*WHAT YOU HAVE TO DO*
Wherever "styles" appears in a line, copy that line.

*RECORDS SHOWN*

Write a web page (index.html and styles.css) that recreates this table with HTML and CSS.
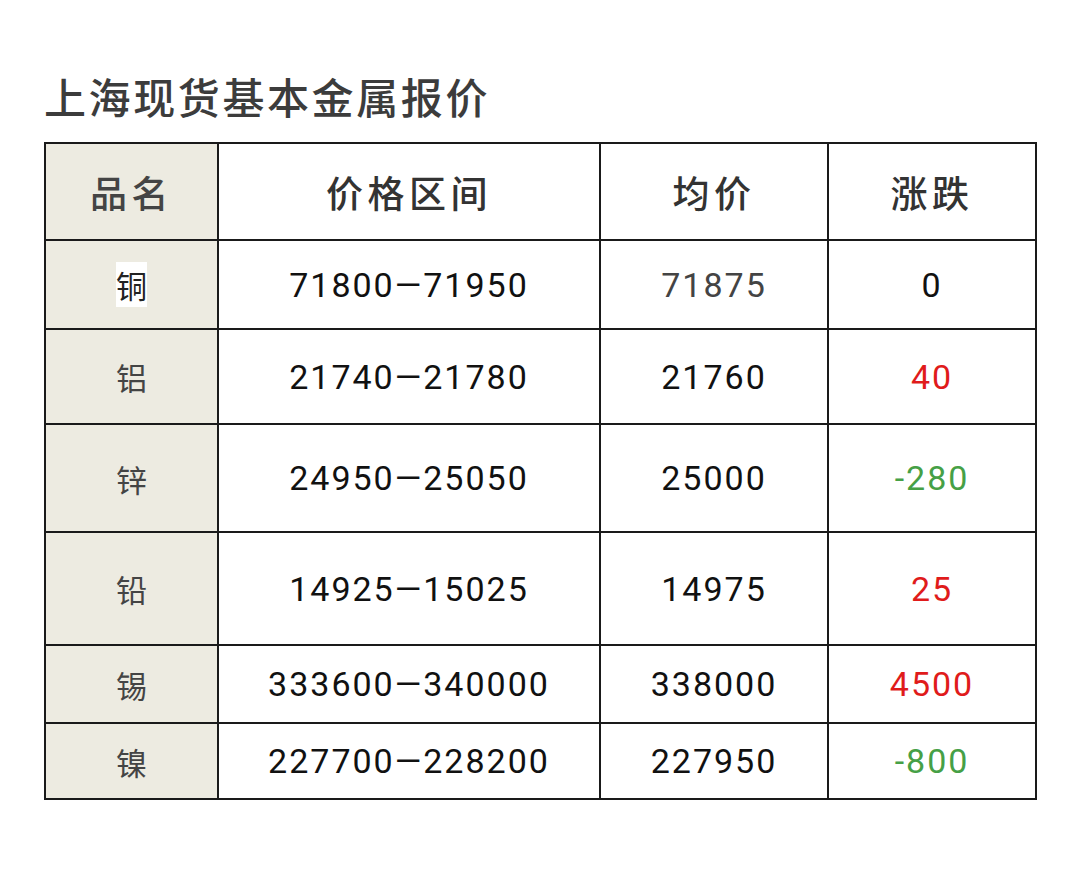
FILE: index.html
```html
<!DOCTYPE html>
<html lang="zh">
<head>
<meta charset="utf-8">
<title>上海现货基本金属报价</title>
<link rel="stylesheet" href="styles.css">
</head>
<body>
<div class="page">
  <h1 class="title">上海现货基本金属报价</h1>
  <table class="quote">
    <colgroup>
      <col class="c-name"><col class="c-range"><col class="c-avg"><col class="c-chg">
    </colgroup>
    <thead>
      <tr class="head">
        <th class="name">品名</th><th>价格区间</th><th>均价</th><th>涨跌</th>
      </tr>
    </thead>
    <tbody>
      <tr class="r1"><td class="name"><span class="hl">铜</span></td><td>71800—71950</td><td class="grey">71875</td><td>0</td></tr>
      <tr class="r2"><td class="name">铝</td><td>21740—21780</td><td>21760</td><td class="up">40</td></tr>
      <tr class="r3"><td class="name">锌</td><td>24950—25050</td><td>25000</td><td class="down">-280</td></tr>
      <tr class="r4"><td class="name">铅</td><td>14925—15025</td><td>14975</td><td class="up">25</td></tr>
      <tr class="r5"><td class="name">锡</td><td>333600—340000</td><td>338000</td><td class="up">4500</td></tr>
      <tr class="r6"><td class="name">镍</td><td>227700—228200</td><td>227950</td><td class="down">-800</td></tr>
    </tbody>
  </table>
</div>
</body>
</html>
```
FILE: styles.css
```css
html, body { margin: 0; padding: 0; background: #fff; }
.page {
  padding: 71px 44px 0 44px;
  font-family: Roboto, "Noto Sans CJK SC", sans-serif;
}
.title {
  margin: 0 0 21px 0;
  font-family: "Noto Sans CJK SC", sans-serif;
  font-weight: 500;
  font-size: 42px;
  line-height: 50px;
  letter-spacing: 2.6px;
  color: #3c3c3c;
}
.quote {
  border-collapse: collapse;
  width: 992px;
  table-layout: fixed;
}
.c-name { width: 173px; }
.c-range { width: 382px; }
.c-avg { width: 228px; }
.c-chg { width: 208px; }
.quote th, .quote td {
  border: 2px solid #1a1a1a;
  text-align: center;
  vertical-align: middle;
  padding: 0;
}
.quote th {
  font-family: "Noto Sans CJK SC", sans-serif;
  font-weight: 500;
  font-size: 37px;
  letter-spacing: 4.5px;
  color: #333;
}
.quote td {
  font-size: 34px;
  letter-spacing: 2px;
  color: #111;
}
.quote .name {
  background: #edebe1;
  font-family: "Noto Sans CJK SC", sans-serif;
  color: #444;
}
.quote td.name { font-size: 31px; letter-spacing: 0; }
.hl { background: #fff; color: #222; }
.grey { color: #444 !important; }
.up { color: #e01b1b !important; }
.down { color: #46a046 !important; }
.head { height: 97px; }
.r1 { height: 89px; }
.r2 { height: 95px; }
.r3 { height: 108px; }
.r4 { height: 113px; }
.r5 { height: 78px; }
.r6 { height: 76px; }
```
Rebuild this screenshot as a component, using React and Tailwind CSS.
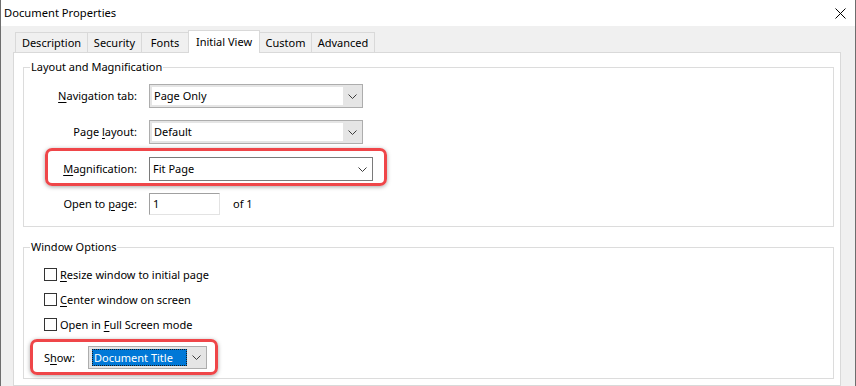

*EXERCISE ANSWER*
Write a web page (index.html and styles.css) that recreates this table with HTML and CSS.
<link rel="stylesheet" href="styles.css">
FILE: styles.css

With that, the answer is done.